Reactable have a long history in creating innovative musical instruments, starting out with their original Reactable, moving to Reactable Mobile, and now with ROTOR and their accompanying controllers.
Of course tangible controllers for an iPad aren’t actually a new thing. In fact, two years ago Tuna DJ brought out their control knobs (you can see them here in this post). Enough of those for the moment.
When Reactable brought out their first mobile app it was a very different beast to the other modular apps around at the time. When they recently followed up with their new ROTOR app it was another big step, but not just a software step, one that they aimed to provide users with an experience that is somewhere in between using the full hardware version of the reactable and an iPad app.
So the real question is, have they succeeded?
I’d say yes. In many ways. However, I’d also say that this is not a perfect solution, and if that’s what you’re seeking then you’re almost certainly looking in the wrong place. Before deciding whether the ROTOR tangible controllers are for you or not it’s worth understanding what to compare them against. A brand new Reactable will currently cost you 5900€ (that’s with an 800€ discount). A set of ROTOR controllers will set you back 39.90€, which is about 0.7% of the cost of a full Reactable. In my mind that’s a pretty good deal.
Personally, whilst I’d love to spend some time playing with a full Reactable, I’m more than satisfied with the new ROTOR controllers. I think that they represent excellent value for money.
Let’s move on to how they work and what you can do with them
I’ll start by saying that I think that the presentation of these is lovely. They come in a nice little round tin and are cushioned in foam. In my view presentation is important, and even though you’ve only paid less than 1% of the cost of a Reactable I still think that the whole experience is important.

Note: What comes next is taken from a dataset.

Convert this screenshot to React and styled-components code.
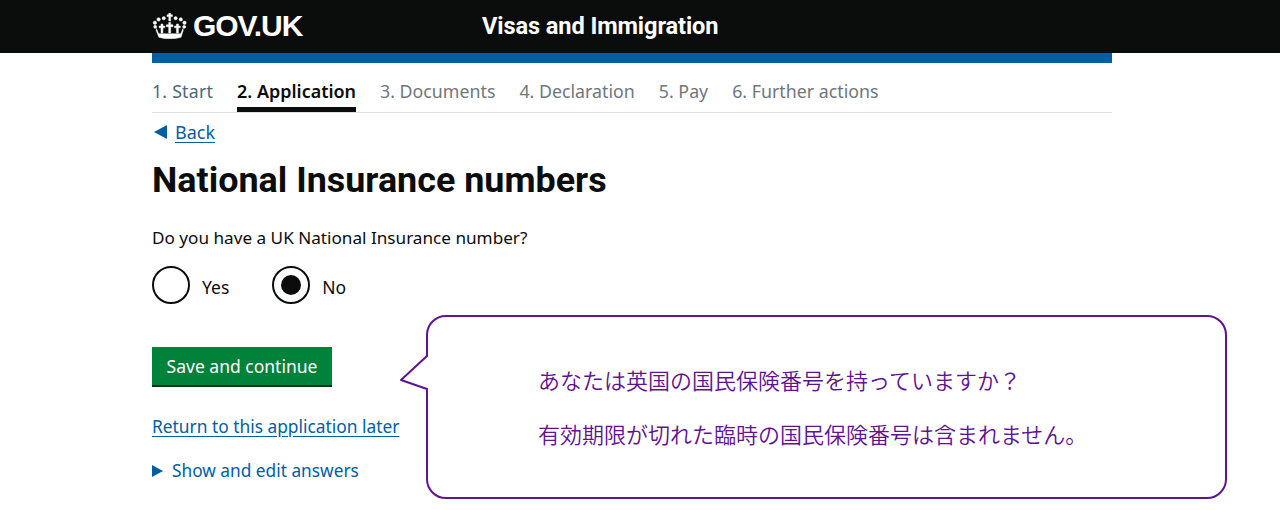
import React from 'react';
import styled, { createGlobalStyle } from 'styled-components';

const GlobalStyle = createGlobalStyle`
  html, body { margin: 0; padding: 0; background: #fff; }
  body {
    font-family: "Noto Sans", "Noto Sans CJK JP", sans-serif;
    color: #0b0c0c;
  }
`;

const Page = styled.div`
  position: relative;
  width: 1280px;
  height: 510px;
  overflow: hidden;
`;

const Header = styled.header`
  box-sizing: border-box;
  background: #0b0c0c;
  height: 53px;
  padding: 0 0 2px 152px;
  display: flex;
  align-items: center;
`;

const Logo = styled.div`
  display: flex;
  align-items: center;
  gap: 6px;
  width: 330px;
  color: #fff;
  font-family: "Liberation Sans", sans-serif;
  font-weight: 700;
  font-size: 30px;
  letter-spacing: -1.05px;
`;

const ServiceName = styled.div`
  color: #fff;
  font-family: "Roboto", sans-serif;
  font-weight: 700;
  font-size: 23.6px;
  letter-spacing: -0.1px;
`;

const Main = styled.main`
  width: 960px;
  margin-left: 152px;
`;

const BlueBar = styled.div`
  height: 10px;
  background: #005ea5;
`;

const Steps = styled.nav`
  display: flex;
  gap: 24px;
  height: 49px;
  border-bottom: 1px solid #dee0e2;
`;

const Step = styled.span`
  box-sizing: border-box;
  padding-top: 15px;
  height: 49px;
  color: ${p => p.$done ? '#4b6a7a' : p.$active ? '#0b0c0c' : '#6f777b'};
  font-size: ${p => p.$active ? '17.95px' : '17.8px'};
  letter-spacing: ${p => p.$done ? '0.2px' : 'normal'};
  font-weight: ${p => p.$active ? 600 : 400};
  border-bottom: ${p => p.$active ? '5px solid #0b0c0c' : 'none'};
  line-height: 26px;
`;

const BackRow = styled.div`
  display: flex;
  align-items: center;
  gap: 8px;
  height: 38px;
  font-size: 18px;
`;

const BackArrow = styled.span`
  width: 0;
  height: 0;
  margin-left: 2px;
  border-style: solid;
  border-width: 7px 13px 7px 0;
  border-color: transparent #005ea5 transparent transparent;
`;

const Link = styled.a`
  color: #005ea5;
  text-decoration: underline;
  text-underline-offset: 3px;
`;

const Title = styled.h1`
  margin: 7px 0 0;
  font-family: "Roboto", sans-serif;
  font-size: 35.9px;
  line-height: 44px;
  font-weight: 700;
`;

const Question = styled.p`
  margin: 23px 0 0;
  font-size: 17.15px;
  line-height: 26px;
`;

const RadioRow = styled.div`
  display: flex;
  gap: 43px;
  margin-top: 15px;
`;

const RadioOption = styled.label`
  display: flex;
  align-items: center;
  gap: 12px;
  font-size: 17.5px;
`;

const RadioText = styled.span`
  padding-top: 3px;
`;

const RadioCircle = styled.span`
  width: 34px;
  height: 34px;
  border: 2px solid #0b0c0c;
  border-radius: 50%;
  display: flex;
  align-items: center;
  justify-content: center;
  background: #fff;
  &::after {
    content: '';
    display: ${p => p.$checked ? 'block' : 'none'};
    width: 20px;
    height: 20px;
    border-radius: 50%;
    background: #0b0c0c;
  }
`;

const SaveButton = styled.button`
  display: block;
  margin-top: 43px;
  width: 180px;
  height: 40px;
  padding: 0;
  border: 0;
  border-bottom: 2px solid #003618;
  background: #00823b;
  color: #fff;
  font-family: inherit;
  font-size: 17.5px;
`;

const ReturnRow = styled.div`
  margin-top: 25px;
  font-size: 17.35px;
  line-height: 28px;
`;

const DetailsRow = styled.div`
  display: flex;
  align-items: center;
  gap: 9px;
  margin-top: 17px;
  font-size: 17.3px;
  line-height: 28px;
  color: #005ea5;
`;

const DetailsArrow = styled.span`
  width: 0;
  height: 0;
  border-style: solid;
  border-width: 6px 0 6px 11px;
  border-color: transparent transparent transparent #005ea5;
`;

const Callout = styled.aside`
  position: absolute;
  left: 400px;
  top: 315px;
  width: 828px;
  height: 184px;
`;

const CalloutShape = styled.svg`
  position: absolute;
  inset: 0;
`;

const CalloutText = styled.div`
  position: relative;
  padding: 36.5px 0 0 138px;
  color: #5f1390;
  font-family: "Noto Sans CJK JP", sans-serif;
  font-weight: 350;
  font-size: 22px;
  line-height: 54px;
`;

const STEPS = ['1. Start', '2. Application', '3. Documents', '4. Declaration', '5. Pay', '6. Further actions'];

function Crown() {
  return (
    <svg width="35" height="26" viewBox="-1 0 35 26" fill="#fff" stroke="#fff" strokeWidth="0.5" aria-hidden="true">
      <path d="M15.800 0h1.800v1.800h1.800v1.800h-1.800V8h-1.800V3.600H14V1.800h1.800z" />
      <circle cx="10.800" cy="5.200" r="1.600" />
      <circle cx="22.600" cy="5.200" r="1.600" />
      <circle cx="5.600" cy="6.400" r="1.700" />
      <circle cx="27.800" cy="6.400" r="1.700" />
      <circle cx="1.900" cy="9.800" r="1.700" />
      <circle cx="31.500" cy="9.800" r="1.700" />
      <circle cx="2.200" cy="13.800" r="1.500" />
      <circle cx="31.200" cy="13.800" r="1.500" />
      <path d="M15.700 9.500h2v2.300H20v1.900h-2.300V20h-2v-6.300h-2.300v-1.900h2.300z" />
      <path d="M8 11h1.900v2h1.900v1.800H9.900V20H8v-5.200H6.100V13H8zM23.500 11h1.900v2h1.900v1.800h-1.900V20h-1.900v-5.200h-1.900V13h1.900z" />
      <path d="M3.400 15.500l2.300 5.300h22l2.300-5.300.2 2-2.200 6.800Q16.700 27.400 5.900 24.300L3.200 17.500z" />
    </svg>
  );
}

function App() {
  return (
    <Page>
      <GlobalStyle />
      <Header>
        <Logo><Crown />GOV.UK</Logo>
        <ServiceName>Visas and Immigration</ServiceName>
      </Header>
      <Main>
        <BlueBar />
        <Steps>
          {STEPS.map((s, i) => (
            <Step key={s} $done={i === 0} $active={i === 1}>{s}</Step>
          ))}
        </Steps>
        <BackRow><BackArrow /><Link>Back</Link></BackRow>
        <Title>National Insurance numbers</Title>
        <Question>Do you have a UK National Insurance number?</Question>
        <RadioRow>
          <RadioOption><RadioCircle /><RadioText>Yes</RadioText></RadioOption>
          <RadioOption><RadioCircle $checked /><RadioText>No</RadioText></RadioOption>
        </RadioRow>
        <SaveButton>Save and continue</SaveButton>
        <ReturnRow><Link>Return to this application later</Link></ReturnRow>
        <DetailsRow><DetailsArrow />Show and edit answers</DetailsRow>
      </Main>
      <Callout>
        <CalloutShape width="828" height="184" viewBox="0 0 828 184" fill="none">
          <path
            d="M46 1H807a19 19 0 0 1 19 19V164a19 19 0 0 1-19 19H46a19 19 0 0 1-19-19V74L1 65 27 41V20A19 19 0 0 1 46 1z"
            fill="#fff"
            stroke="#5f1390"
            strokeWidth="2"
            strokeLinejoin="round"
          />
        </CalloutShape>
        <CalloutText>
          <div>あなたは英国の国民保険番号を持っていますか？</div>
          <div>有効期限が切れた臨時の国民保険番号は含まれません。</div>
        </CalloutText>
      </Callout>
    </Page>
  );
}

export default App;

When you get the controllers out they’re simple things, which initially made me wonder if they’d work at all. However, placing them on the ROTOR app, they work immediately. They will control any on screen ROTOR object.
One thing that quickly became apparent was that to use these controllers you absolutely need a flat surface to work from. Whilst I’ve not tried using these in a mobile environment (and by that I mean on a bus or a train), I’m fairly sure that they’re not going to perform at their best. Having said that, for indoor, flat surface use, they work better than you might expect.
But they are not perfect. And I think that it would be wrong to think that these little devices could be. They will slip and can change from controlling an object on screen to moving it around. In my view I think that with practice I could limit a lot of that slippage on the screen and end up being quite deft with these, but that would take a little time, and would be time well spent.
A quick try with the old Tuna DJ knobs
As I had mentioned them earlier I thought I’d give these older knobs a try out on the ROTOR app. Sadly they didn’t work at all which reminded me that I’d had trouble getting them to work originally. I can’t remember how much they cost so I can’t compare them to the ROTOR controllers.
My verdict …
If you’re looking for an inexpensive way to get an experience a little more like the full scale Reactable then the ROTOR controllers are worth it in my view as they cost less than 1% of the full device, and with a little time and practice I think they’ll be really useful.
If you think you’re going to get that full experience for 39€ then that’s a bit unrealistic and you probably shouldn’t bother.